▸ What is being asked
Search the material for the word "index" and copy each line that holds it.

________________________

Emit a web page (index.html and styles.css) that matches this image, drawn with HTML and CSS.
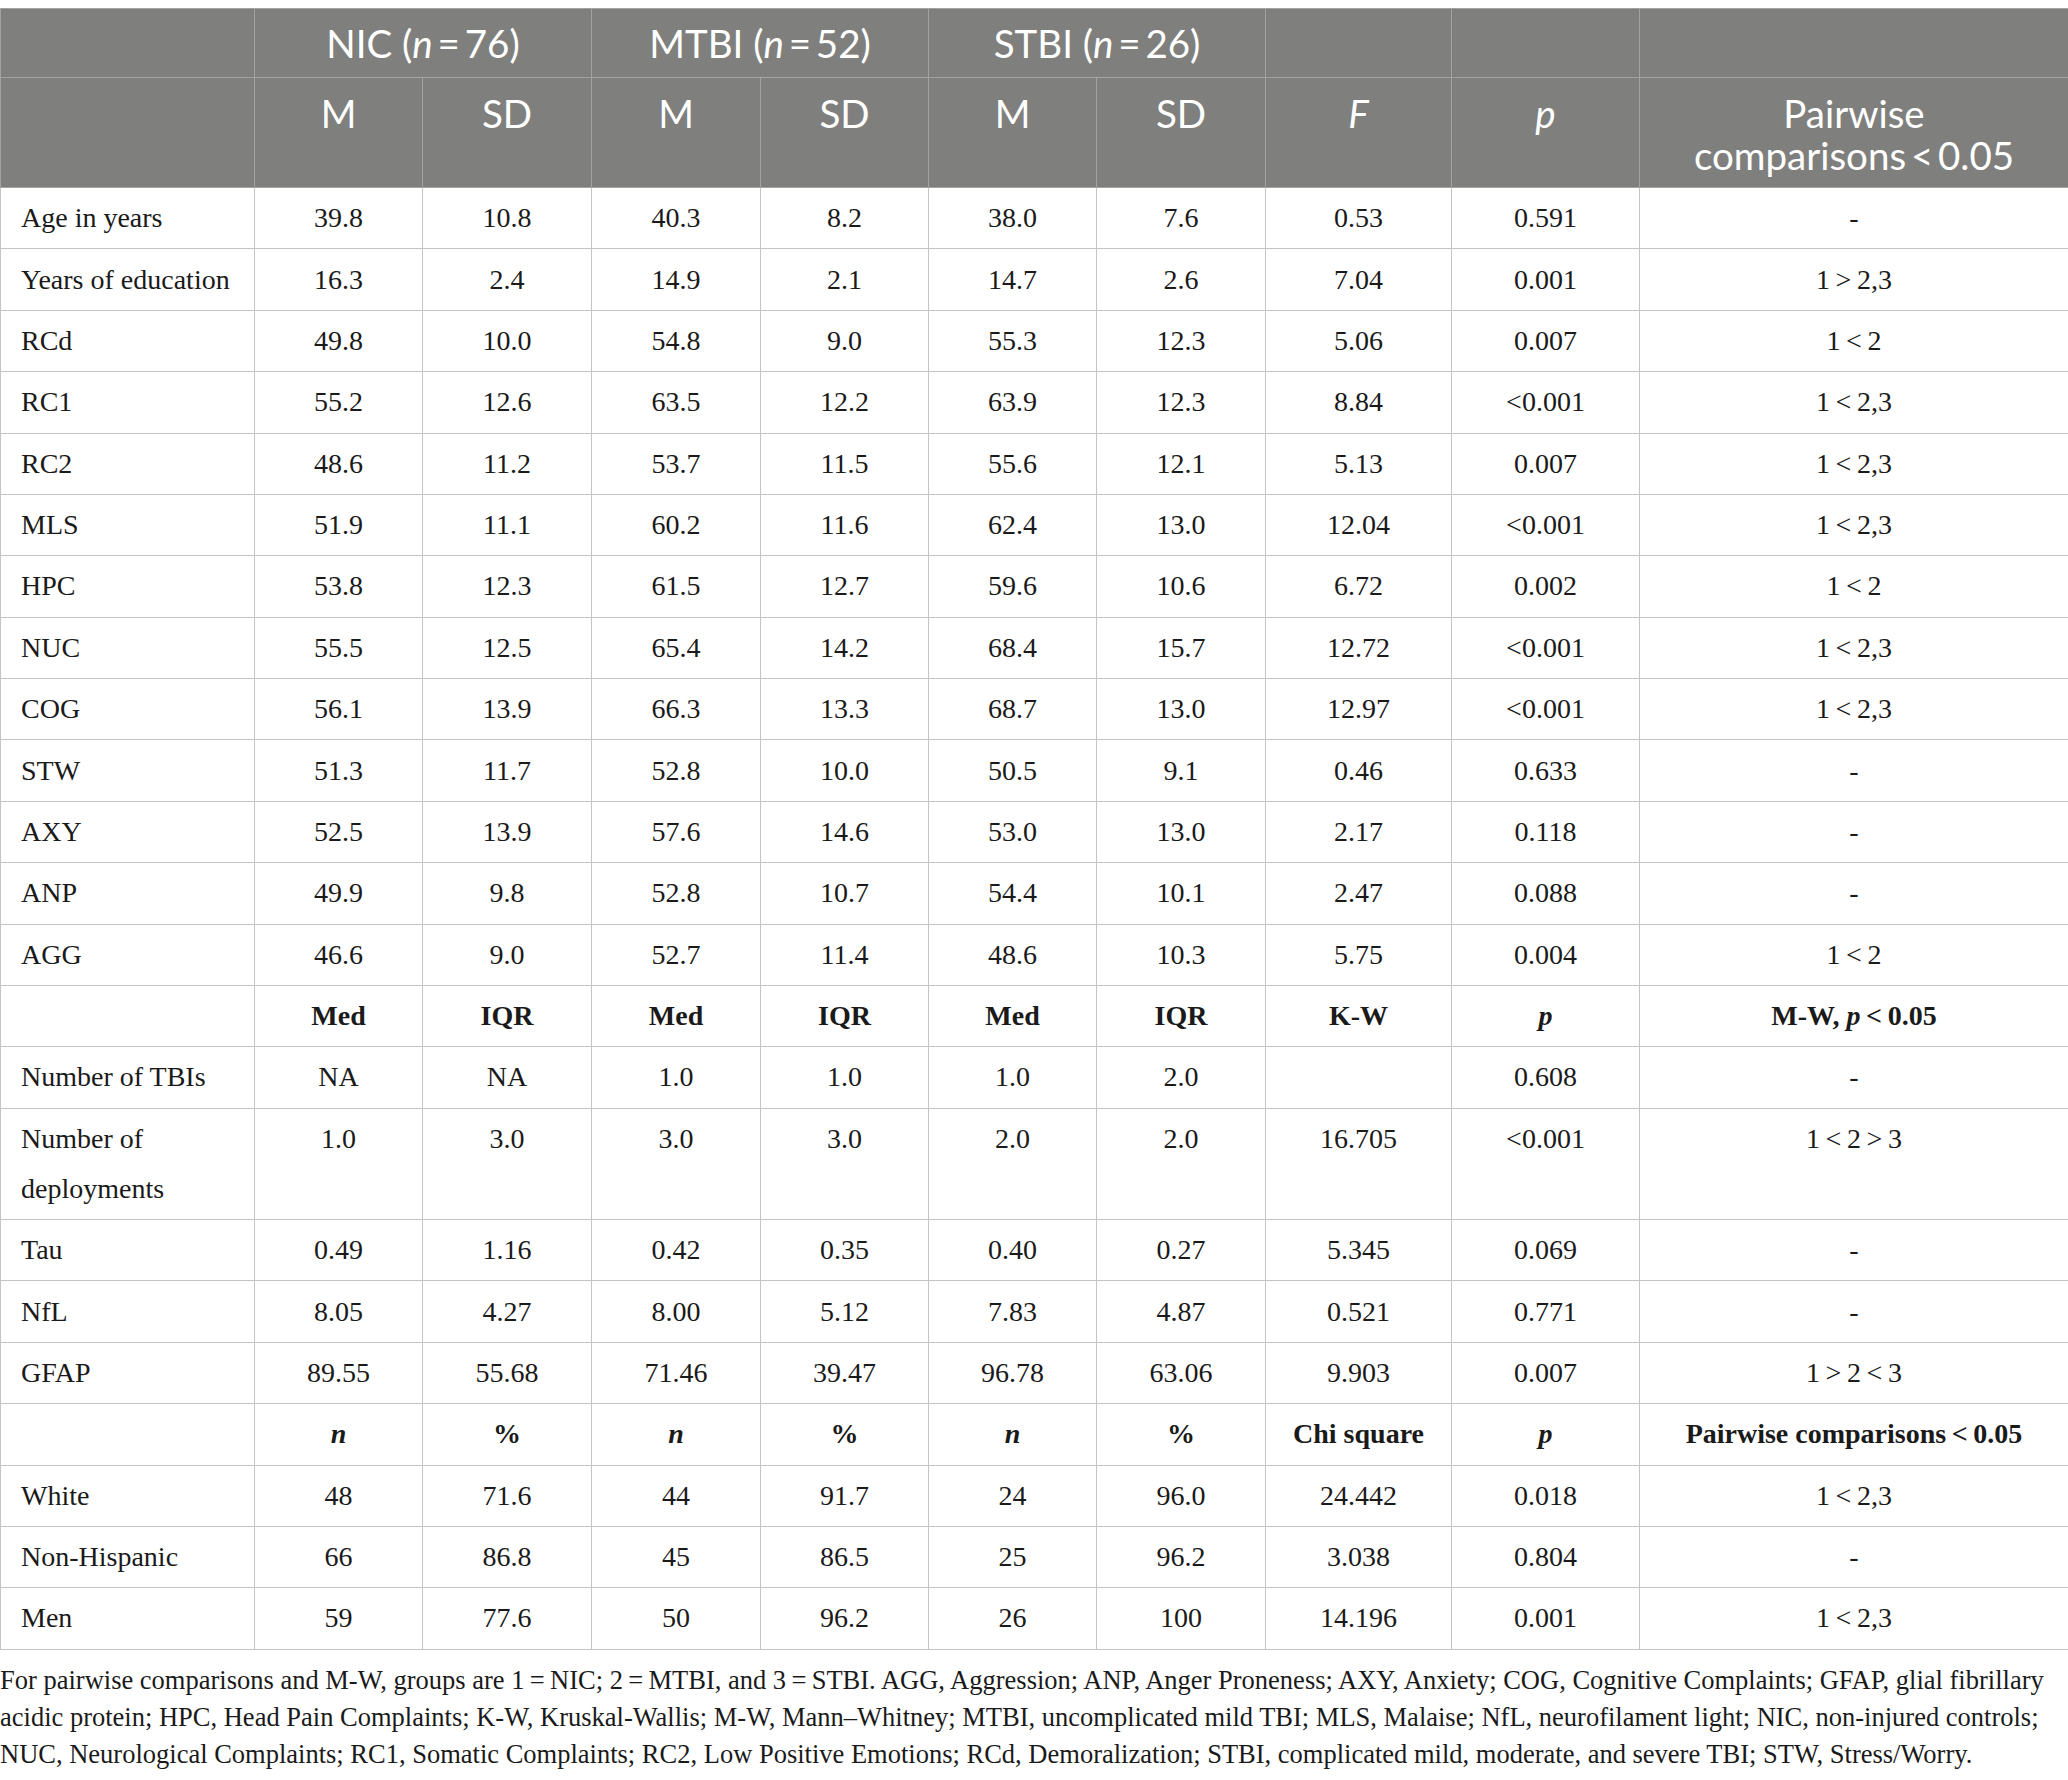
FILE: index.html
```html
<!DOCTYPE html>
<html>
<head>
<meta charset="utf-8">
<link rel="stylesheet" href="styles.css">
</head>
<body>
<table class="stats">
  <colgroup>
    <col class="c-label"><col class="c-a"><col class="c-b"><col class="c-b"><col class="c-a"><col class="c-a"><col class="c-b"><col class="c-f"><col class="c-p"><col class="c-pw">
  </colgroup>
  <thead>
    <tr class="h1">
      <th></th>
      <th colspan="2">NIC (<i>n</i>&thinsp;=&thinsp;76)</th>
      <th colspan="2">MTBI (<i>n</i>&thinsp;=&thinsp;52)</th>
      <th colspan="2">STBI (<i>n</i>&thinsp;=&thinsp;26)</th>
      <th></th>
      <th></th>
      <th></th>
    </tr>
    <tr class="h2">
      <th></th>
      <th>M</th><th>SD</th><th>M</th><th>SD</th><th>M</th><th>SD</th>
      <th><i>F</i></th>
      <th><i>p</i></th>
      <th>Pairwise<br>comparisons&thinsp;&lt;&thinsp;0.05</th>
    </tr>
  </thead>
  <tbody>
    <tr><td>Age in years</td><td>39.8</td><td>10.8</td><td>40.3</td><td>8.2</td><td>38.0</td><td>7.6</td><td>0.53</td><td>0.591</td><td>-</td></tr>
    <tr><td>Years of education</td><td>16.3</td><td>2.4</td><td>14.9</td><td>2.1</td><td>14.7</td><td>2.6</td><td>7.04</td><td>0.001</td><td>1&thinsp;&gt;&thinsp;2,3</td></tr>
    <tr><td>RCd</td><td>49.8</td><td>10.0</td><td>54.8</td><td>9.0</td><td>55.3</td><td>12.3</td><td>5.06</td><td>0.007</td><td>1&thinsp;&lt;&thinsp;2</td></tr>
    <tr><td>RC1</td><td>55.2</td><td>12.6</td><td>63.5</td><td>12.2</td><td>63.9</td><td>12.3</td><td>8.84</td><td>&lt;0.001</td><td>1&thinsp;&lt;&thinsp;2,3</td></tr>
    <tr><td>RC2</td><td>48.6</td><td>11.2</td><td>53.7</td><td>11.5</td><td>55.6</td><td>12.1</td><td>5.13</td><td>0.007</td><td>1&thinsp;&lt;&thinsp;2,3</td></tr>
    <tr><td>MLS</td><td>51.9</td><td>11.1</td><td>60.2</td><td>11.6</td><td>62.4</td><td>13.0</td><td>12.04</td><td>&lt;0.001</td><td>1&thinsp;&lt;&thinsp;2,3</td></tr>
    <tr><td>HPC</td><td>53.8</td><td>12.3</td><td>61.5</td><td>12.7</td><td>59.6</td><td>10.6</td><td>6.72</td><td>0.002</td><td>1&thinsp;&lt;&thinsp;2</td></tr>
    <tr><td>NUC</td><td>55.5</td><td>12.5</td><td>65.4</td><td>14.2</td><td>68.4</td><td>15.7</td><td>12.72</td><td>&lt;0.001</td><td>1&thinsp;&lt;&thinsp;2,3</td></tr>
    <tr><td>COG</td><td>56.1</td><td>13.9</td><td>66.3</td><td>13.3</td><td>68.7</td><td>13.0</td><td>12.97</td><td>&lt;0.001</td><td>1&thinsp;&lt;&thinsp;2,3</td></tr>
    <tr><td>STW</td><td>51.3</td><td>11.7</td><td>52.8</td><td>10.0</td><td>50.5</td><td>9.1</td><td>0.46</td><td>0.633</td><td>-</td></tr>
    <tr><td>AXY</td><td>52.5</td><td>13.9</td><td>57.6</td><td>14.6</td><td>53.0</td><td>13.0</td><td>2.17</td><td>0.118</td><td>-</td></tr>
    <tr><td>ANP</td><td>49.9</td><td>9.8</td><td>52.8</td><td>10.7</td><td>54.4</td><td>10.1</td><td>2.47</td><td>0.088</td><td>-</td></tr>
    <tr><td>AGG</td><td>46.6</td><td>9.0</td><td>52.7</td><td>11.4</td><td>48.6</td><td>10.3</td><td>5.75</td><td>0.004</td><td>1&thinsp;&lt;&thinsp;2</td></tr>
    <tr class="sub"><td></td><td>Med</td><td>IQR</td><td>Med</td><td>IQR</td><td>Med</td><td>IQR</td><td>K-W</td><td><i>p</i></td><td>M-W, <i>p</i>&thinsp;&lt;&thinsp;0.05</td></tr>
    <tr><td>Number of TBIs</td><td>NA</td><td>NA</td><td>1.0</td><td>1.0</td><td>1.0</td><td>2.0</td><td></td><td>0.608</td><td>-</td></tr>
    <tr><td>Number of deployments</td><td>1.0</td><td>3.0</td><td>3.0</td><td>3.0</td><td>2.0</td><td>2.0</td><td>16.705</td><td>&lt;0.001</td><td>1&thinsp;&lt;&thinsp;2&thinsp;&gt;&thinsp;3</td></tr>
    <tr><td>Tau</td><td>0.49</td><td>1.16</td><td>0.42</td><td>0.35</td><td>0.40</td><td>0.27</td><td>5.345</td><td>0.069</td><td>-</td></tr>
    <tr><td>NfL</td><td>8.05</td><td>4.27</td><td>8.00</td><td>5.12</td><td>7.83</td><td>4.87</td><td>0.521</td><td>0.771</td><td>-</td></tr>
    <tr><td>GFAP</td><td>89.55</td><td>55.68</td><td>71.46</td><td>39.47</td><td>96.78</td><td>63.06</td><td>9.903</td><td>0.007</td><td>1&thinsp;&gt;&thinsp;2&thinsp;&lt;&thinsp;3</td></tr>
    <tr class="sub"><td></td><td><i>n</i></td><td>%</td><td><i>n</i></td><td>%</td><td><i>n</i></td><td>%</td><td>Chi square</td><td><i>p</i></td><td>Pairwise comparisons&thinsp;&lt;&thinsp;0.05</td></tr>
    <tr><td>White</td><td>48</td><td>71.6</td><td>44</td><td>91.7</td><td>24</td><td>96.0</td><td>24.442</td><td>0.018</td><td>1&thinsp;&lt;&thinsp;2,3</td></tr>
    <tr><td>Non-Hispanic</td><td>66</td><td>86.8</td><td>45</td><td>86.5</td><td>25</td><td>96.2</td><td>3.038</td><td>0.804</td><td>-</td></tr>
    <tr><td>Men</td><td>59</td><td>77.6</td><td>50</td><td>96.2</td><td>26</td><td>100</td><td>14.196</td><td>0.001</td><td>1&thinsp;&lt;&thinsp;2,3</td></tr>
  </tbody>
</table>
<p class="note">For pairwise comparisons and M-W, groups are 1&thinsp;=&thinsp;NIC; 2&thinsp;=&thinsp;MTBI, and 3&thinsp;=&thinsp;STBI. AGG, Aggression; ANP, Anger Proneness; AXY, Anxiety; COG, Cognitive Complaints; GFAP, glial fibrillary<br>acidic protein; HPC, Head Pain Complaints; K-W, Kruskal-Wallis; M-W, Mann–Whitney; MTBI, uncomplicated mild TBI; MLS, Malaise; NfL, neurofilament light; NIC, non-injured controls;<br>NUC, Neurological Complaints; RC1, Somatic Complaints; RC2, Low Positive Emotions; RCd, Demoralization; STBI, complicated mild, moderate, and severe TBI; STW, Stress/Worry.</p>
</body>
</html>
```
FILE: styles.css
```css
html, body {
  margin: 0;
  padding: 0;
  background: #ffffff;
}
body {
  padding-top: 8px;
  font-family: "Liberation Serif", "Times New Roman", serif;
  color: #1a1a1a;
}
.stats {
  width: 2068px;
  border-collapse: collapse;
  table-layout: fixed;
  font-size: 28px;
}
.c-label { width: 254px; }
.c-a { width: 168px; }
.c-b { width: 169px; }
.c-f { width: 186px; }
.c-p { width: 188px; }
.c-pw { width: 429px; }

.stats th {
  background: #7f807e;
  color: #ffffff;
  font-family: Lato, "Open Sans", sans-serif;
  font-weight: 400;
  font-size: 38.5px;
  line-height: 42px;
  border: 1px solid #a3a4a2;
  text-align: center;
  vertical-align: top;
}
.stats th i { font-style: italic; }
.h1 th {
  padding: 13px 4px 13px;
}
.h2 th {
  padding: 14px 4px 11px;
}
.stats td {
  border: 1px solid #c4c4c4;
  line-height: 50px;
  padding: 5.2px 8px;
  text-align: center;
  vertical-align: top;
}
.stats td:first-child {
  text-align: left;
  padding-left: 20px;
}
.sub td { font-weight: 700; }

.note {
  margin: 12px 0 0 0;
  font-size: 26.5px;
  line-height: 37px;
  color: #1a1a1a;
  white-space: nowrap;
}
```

________________________

▸ Solution for this task
Emit a web page (index.html and styles.css) that matches this image, drawn with HTML and CSS.
FILE: index.html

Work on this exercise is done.